Revealing the latest procuratorate statistics, Wang Zhenchuan, deputy procurator-general of the Supreme People's Procuratorate, on Monday said China's anti-graft fight had made progress. "With improvements to the graft prevention system, corruption is on the decline in many sectors."
But he did not provide details of any corruption case when addressing hundreds of representatives from international anti-corruption bodies at the five-day Beijing conference that will last till Thursday.
With Chinese authorities hosting the First Annual Conference and General Meeting of the International Association of Anti-Corruption Authorities (IAACA), Chinese President Hu Jintao attended the conference opening on Sunday and delivered a keynote speech.
"We treat the fight against corruption as a priority, a pressing task that has great influence on the overall development of the country, and which affects the fundamental interests of the Chinese people, equality, justice, social harmony and stability," Hu said.
Hu's words came amid the spiraling Shanghai social security fund scandal which brought down Chen Liangyu, Party Secretary of Shanghai and a member of the Political Bureau of the Communist Party Central Committee.
Chen is the highest ranking official to fall in corruption probes in the past decade.
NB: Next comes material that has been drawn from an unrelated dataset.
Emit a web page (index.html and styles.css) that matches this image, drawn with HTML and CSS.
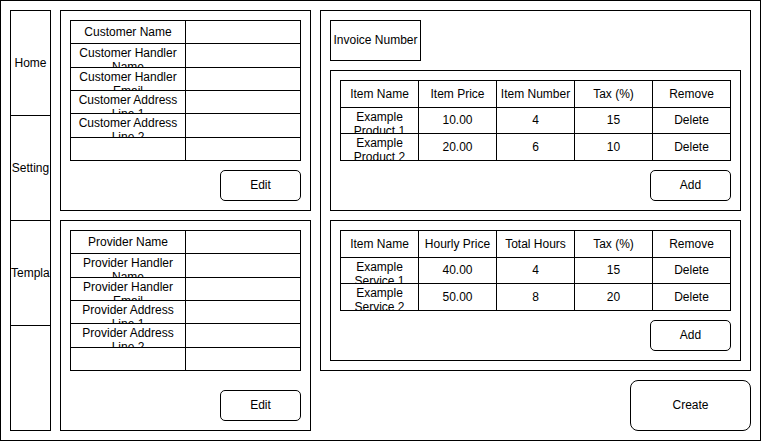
FILE: index.html
```html
<!DOCTYPE html>
<html lang="en">
<head>
  <meta charset="UTF-8">
  <title>Invoice Generator</title>
  <link rel="stylesheet" href="styles.css">
</head>
<body>

  <div class="app">

    <div class="sidebar">
      <div class="nav-item"><span>Home</span></div>
      <div class="nav-item"><span>Setting</span></div>
      <div class="nav-item"><span>Templates</span></div>
      <div class="nav-item"></div>
    </div>

    <div class="parties">
      <div class="panel customer">
        <div class="info-table">
          <div class="cell">Customer Name</div><div class="cell"></div>
          <div class="cell">Customer Handler Name</div><div class="cell"></div>
          <div class="cell">Customer Handler Email</div><div class="cell"></div>
          <div class="cell">Customer Address Line 1</div><div class="cell"></div>
          <div class="cell">Customer Address Line 2</div><div class="cell"></div>
          <div class="cell"></div><div class="cell"></div>
        </div>
        <button class="btn">Edit</button>
      </div>

      <div class="panel provider">
        <div class="info-table">
          <div class="cell">Provider Name</div><div class="cell"></div>
          <div class="cell">Provider Handler Name</div><div class="cell"></div>
          <div class="cell">Provider Handler Email</div><div class="cell"></div>
          <div class="cell">Provider Address Line 1</div><div class="cell"></div>
          <div class="cell">Provider Address Line 2</div><div class="cell"></div>
          <div class="cell"></div><div class="cell"></div>
        </div>
        <button class="btn push-down">Edit</button>
      </div>
    </div>

    <div class="invoice-col">
      <div class="panel invoice">
        <div class="invoice-number">Invoice Number</div>

        <div class="panel items">
          <div class="items-table">
            <div class="cell">Item Name</div>
            <div class="cell">Item Price</div>
            <div class="cell">Item Number</div>
            <div class="cell">Tax (%)</div>
            <div class="cell">Remove</div>

            <div class="cell">Example Product 1</div>
            <div class="cell">10.00</div>
            <div class="cell">4</div>
            <div class="cell">15</div>
            <div class="cell">Delete</div>

            <div class="cell">Example Product 2</div>
            <div class="cell">20.00</div>
            <div class="cell">6</div>
            <div class="cell">10</div>
            <div class="cell">Delete</div>
          </div>
          <button class="btn">Add</button>
        </div>

        <div class="panel items">
          <div class="items-table">
            <div class="cell">Item Name</div>
            <div class="cell">Hourly Price</div>
            <div class="cell">Total Hours</div>
            <div class="cell">Tax (%)</div>
            <div class="cell">Remove</div>

            <div class="cell">Example Service 1</div>
            <div class="cell">40.00</div>
            <div class="cell">4</div>
            <div class="cell">15</div>
            <div class="cell">Delete</div>

            <div class="cell">Example Service 2</div>
            <div class="cell">50.00</div>
            <div class="cell">8</div>
            <div class="cell">20</div>
            <div class="cell">Delete</div>
          </div>
          <button class="btn">Add</button>
        </div>
      </div>

      <button class="btn create">Create</button>
    </div>

  </div>

</body>
</html>
```

FILE: styles.css
```css
* {
  box-sizing: border-box;
}

body {
  font-family: 'Liberation Sans', Arial, sans-serif;
  font-size: 12px;
  line-height: 14px;
  color: #000;
  background-color: #fff;
  margin: 0;
  padding: 0;
}

.app {
  display: grid;
  grid-template-columns: 41px 251px 431px;
  gap: 9px;
  width: 761px;
  height: 441px;
  padding: 9px;
  border: 1px solid #000;
}

/* sidebar */
.sidebar {
  display: flex;
  flex-direction: column;
  border: 1px solid #000;
}

.nav-item {
  display: flex;
  justify-content: safe center;
  align-items: center;
  height: 105px;
  overflow: hidden;
  white-space: nowrap;
  border-bottom: 1px solid #000;
}

.nav-item:last-child {
  flex: 1;
  border-bottom: none;
}

/* panels */
.panel {
  display: flex;
  flex-direction: column;
  padding: 9px;
  border: 1px solid #000;
}

.parties {
  display: flex;
  flex-direction: column;
  gap: 9px;
}

.customer {
  height: 201px;
}

.provider {
  flex: 1;
}

.invoice-col {
  display: flex;
  flex-direction: column;
  gap: 9px;
}

.invoice {
  height: 361px;
  gap: 9px;
}

.items {
  height: 141px;
}

.invoice-number {
  display: flex;
  align-items: center;
  justify-content: center;
  width: 91px;
  height: 41px;
  padding-bottom: 2px;
  border: 1px solid #000;
}

/* tables */
.info-table,
.items-table {
  display: grid;
  gap: 1px;
  background-color: #000;
  border: 1px solid #000;
}

.info-table {
  grid-template-columns: repeat(2, minmax(0, 1fr));
  grid-template-rows: repeat(6, minmax(0, 1fr));
  height: 141px;
}

.items-table {
  grid-template-columns: repeat(5, minmax(0, 1fr));
  grid-template-rows: repeat(3, minmax(0, 1fr));
  height: 81px;
}

.cell {
  display: flex;
  flex-direction: column;
  justify-content: safe center;
  padding: 2px;
  overflow: hidden;
  text-align: center;
  background-color: #fff;
}

/* buttons */
.btn {
  align-self: flex-end;
  width: 81px;
  height: 31px;
  margin-top: 9px;
  padding: 0 0 2px;
  font-family: inherit;
  font-size: 12px;
  color: #000;
  background-color: #fff;
  border: 1px solid #000;
  border-radius: 5px;
}

.push-down {
  margin-top: auto;
}

.create {
  width: 121px;
  height: 51px;
  margin-top: 0;
  border-radius: 8px;
}
```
Late last week the high-level graft probe prompted the downfall of Qiu Xiaohua, director of the National Bureau of Statistics.
"We are stepping up efforts to improve the rule of law and create a culture of clean and honest government, while strengthening the supervision of power," Hu said at the opening ceremony of the conference.
China has set up anti-graft bureaus in procuratorates at all levels, and employs 36,000 people in its anti-corruption efforts.
The country's penal code specifies 55 crimes relating to government positions and Chinese procuratorates each year probe nearly 40,000 alleged corruption cases.
"A clean government and the rule of law are two goals China has long been pursuing," Jia Chunwang, director of the Supreme People's Procuratorate, or top prosecutor, said in the speech he delivered to the conference on Monday.
Jia said corruption, if not controlled, would undermine democracy and the rule of law and engender an increase in organized crime and terrorism.
He said his office was willing to seek international assistance in combating graft and "all kinds of cooperation are welcome provided they are effective."
Analysts said international cooperation was crucial for China which is trying to net dozens of crooked officials who fled overseas ahead of or during investigations.
Police records show that 500 people suspected of serious economic crimes, mostly corrupt officials, live at large in foreign countries. The money involved in their cases adds up to a stunning 70 billion yuan (8.75 billion U.S. dollars).
Official corruption has been on the rise since China began economic reform in late 1970s. As they saw other people extract big profits from the economic boom, some ordinary Chinese started to become cynical. Materialism became a new value.
Within an imperfect legal framework, Chinese officials frequently abused their power for personal gain. They bought themselves luxurious houses, sedans, some kept mistresses, and many others put their family members and friends in lucrative businesses.
"Prevention is crucial," said Antonio Maria Costa, executive director of the UN Office on Drugs and Crime, at the ongoing conference, adding that public officials should be forced to disclose their annual earnings and financial assets and governments should routinely investigate obvious discrepancies between reported income and extravagant life styles.
In addition, countries need to combat corruption with effective law enforcement. Influence peddling must be made a criminal offence, along with the abuse of official functions and illicit enrichment, he said.
He urged the establishment of a structured global monitoring mechanism to ensure that international anti-corruption commitments are being implemented.